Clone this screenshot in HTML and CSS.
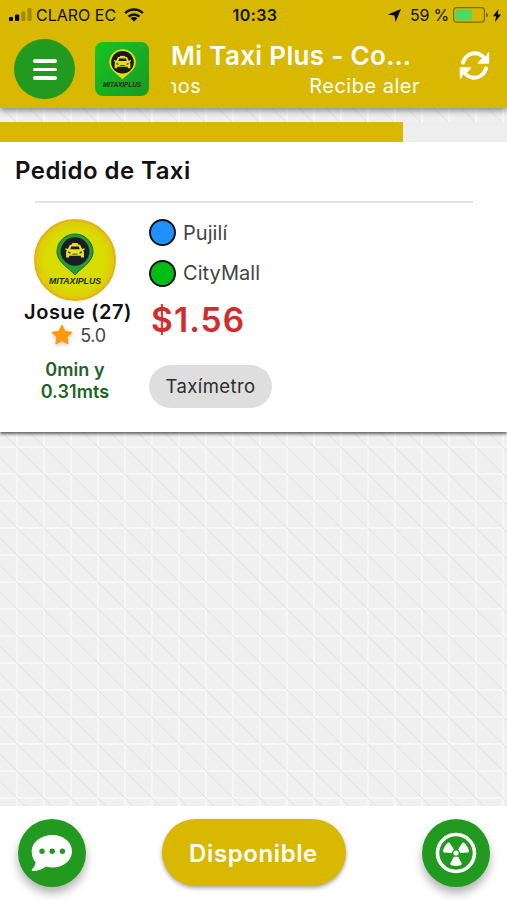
* * *
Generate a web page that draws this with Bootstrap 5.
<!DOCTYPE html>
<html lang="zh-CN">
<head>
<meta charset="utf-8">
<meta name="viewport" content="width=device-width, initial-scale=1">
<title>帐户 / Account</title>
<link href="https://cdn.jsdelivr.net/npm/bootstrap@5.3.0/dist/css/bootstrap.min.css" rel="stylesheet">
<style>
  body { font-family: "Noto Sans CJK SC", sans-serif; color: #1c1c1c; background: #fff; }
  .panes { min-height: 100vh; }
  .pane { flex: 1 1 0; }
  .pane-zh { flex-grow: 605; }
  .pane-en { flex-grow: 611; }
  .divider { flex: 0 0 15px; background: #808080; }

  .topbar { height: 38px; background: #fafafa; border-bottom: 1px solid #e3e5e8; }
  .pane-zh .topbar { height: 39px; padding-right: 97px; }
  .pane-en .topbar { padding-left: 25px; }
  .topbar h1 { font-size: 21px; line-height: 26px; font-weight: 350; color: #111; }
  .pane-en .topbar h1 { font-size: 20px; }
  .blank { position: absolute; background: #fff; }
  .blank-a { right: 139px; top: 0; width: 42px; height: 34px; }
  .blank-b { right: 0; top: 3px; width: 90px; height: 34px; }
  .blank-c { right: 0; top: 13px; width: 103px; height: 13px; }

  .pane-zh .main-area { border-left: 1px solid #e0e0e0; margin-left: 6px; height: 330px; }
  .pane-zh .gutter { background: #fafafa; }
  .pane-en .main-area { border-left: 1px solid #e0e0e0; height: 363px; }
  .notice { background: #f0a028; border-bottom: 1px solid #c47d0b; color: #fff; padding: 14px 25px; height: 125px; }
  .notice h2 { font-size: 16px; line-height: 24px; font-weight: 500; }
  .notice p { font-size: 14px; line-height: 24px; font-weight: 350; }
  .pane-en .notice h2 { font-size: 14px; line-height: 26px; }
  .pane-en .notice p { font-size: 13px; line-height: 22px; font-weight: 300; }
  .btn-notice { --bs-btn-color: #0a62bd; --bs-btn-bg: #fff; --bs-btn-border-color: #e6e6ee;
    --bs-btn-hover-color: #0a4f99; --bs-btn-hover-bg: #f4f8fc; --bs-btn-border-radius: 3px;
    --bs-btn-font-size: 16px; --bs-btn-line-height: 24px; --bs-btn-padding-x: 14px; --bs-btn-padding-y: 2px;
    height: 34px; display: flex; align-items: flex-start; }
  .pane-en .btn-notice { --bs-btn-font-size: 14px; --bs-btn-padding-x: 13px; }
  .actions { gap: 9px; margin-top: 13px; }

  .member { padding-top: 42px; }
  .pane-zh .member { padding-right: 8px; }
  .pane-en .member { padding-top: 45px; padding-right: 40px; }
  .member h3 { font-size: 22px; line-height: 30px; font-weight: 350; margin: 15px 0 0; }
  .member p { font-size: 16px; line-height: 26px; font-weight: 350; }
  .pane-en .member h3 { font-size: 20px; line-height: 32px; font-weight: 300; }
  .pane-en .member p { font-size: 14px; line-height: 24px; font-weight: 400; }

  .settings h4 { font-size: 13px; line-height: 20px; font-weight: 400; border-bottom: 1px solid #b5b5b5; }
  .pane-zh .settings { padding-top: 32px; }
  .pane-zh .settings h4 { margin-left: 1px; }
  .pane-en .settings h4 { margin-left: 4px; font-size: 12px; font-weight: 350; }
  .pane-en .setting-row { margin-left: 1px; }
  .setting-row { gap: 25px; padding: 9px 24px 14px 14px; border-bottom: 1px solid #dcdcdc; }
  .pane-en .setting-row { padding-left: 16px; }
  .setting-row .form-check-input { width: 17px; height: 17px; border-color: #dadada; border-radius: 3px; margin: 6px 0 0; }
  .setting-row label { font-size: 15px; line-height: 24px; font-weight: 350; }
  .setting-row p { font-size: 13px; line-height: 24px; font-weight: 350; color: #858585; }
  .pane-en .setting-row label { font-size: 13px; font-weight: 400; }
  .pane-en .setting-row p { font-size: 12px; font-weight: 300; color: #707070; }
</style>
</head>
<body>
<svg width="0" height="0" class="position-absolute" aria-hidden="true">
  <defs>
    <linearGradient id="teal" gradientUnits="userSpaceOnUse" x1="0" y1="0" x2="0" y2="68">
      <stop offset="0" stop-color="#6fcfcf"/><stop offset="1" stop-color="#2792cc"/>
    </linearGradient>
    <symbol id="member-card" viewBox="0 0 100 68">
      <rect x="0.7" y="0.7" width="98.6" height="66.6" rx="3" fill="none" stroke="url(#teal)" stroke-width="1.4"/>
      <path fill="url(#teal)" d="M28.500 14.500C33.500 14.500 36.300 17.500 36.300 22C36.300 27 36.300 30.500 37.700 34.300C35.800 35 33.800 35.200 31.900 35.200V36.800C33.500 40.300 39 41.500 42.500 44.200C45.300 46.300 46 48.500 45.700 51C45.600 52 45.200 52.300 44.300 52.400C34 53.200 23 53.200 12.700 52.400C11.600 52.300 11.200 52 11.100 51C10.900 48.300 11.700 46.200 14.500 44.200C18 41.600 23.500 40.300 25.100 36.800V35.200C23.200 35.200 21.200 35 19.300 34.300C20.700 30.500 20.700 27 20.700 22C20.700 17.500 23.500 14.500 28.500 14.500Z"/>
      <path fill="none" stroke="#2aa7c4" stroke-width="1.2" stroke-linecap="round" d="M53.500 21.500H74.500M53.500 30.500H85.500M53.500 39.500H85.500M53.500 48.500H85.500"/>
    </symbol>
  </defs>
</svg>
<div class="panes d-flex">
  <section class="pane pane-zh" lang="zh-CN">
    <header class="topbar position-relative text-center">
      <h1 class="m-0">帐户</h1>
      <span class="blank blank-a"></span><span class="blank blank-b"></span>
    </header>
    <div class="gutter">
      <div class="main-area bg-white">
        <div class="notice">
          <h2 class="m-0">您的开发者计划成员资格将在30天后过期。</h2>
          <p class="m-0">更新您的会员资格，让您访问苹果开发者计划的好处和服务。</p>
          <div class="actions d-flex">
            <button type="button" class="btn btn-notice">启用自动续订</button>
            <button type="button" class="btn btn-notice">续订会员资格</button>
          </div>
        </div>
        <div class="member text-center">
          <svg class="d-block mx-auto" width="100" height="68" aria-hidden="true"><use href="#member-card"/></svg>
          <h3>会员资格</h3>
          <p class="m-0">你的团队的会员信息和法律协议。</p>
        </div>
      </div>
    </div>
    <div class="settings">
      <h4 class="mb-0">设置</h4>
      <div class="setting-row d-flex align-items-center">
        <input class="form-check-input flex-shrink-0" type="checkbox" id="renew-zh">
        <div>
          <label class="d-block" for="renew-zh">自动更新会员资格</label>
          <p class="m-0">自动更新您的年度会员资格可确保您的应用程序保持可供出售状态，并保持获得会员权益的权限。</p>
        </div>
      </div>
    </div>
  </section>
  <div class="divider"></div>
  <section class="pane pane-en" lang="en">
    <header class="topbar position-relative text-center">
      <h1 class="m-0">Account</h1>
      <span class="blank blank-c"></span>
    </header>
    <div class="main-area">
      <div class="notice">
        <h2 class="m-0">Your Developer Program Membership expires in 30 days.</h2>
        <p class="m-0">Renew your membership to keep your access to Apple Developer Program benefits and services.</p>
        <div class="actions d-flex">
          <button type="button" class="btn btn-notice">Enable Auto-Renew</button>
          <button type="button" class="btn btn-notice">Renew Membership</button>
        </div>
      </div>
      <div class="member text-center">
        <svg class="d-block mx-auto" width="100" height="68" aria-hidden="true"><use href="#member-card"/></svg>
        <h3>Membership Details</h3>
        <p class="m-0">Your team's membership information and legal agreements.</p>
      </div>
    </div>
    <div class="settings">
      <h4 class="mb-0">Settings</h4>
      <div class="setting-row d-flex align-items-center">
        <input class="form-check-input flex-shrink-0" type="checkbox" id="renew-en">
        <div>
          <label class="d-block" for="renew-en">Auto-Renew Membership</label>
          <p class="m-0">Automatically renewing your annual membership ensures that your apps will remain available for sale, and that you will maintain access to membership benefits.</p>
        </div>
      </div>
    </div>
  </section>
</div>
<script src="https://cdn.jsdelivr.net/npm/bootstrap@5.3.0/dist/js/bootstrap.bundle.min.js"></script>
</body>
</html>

AIM
Print exactly the lines from the one containing "Generate a web" to the one containing "15px; background: #808080;", both included, and nothing else.

REPLY TO THE TASK
Generate a web page that draws this with Bootstrap 5.
<!DOCTYPE html>
<html lang="zh-CN">
<head>
<meta charset="utf-8">
<meta name="viewport" content="width=device-width, initial-scale=1">
<title>帐户 / Account</title>
<link href="https://cdn.jsdelivr.net/npm/bootstrap@5.3.0/dist/css/bootstrap.min.css" rel="stylesheet">
<style>
  body { font-family: "Noto Sans CJK SC", sans-serif; color: #1c1c1c; background: #fff; }
  .panes { min-height: 100vh; }
  .pane { flex: 1 1 0; }
  .pane-zh { flex-grow: 605; }
  .pane-en { flex-grow: 611; }
  .divider { flex: 0 0 15px; background: #808080; }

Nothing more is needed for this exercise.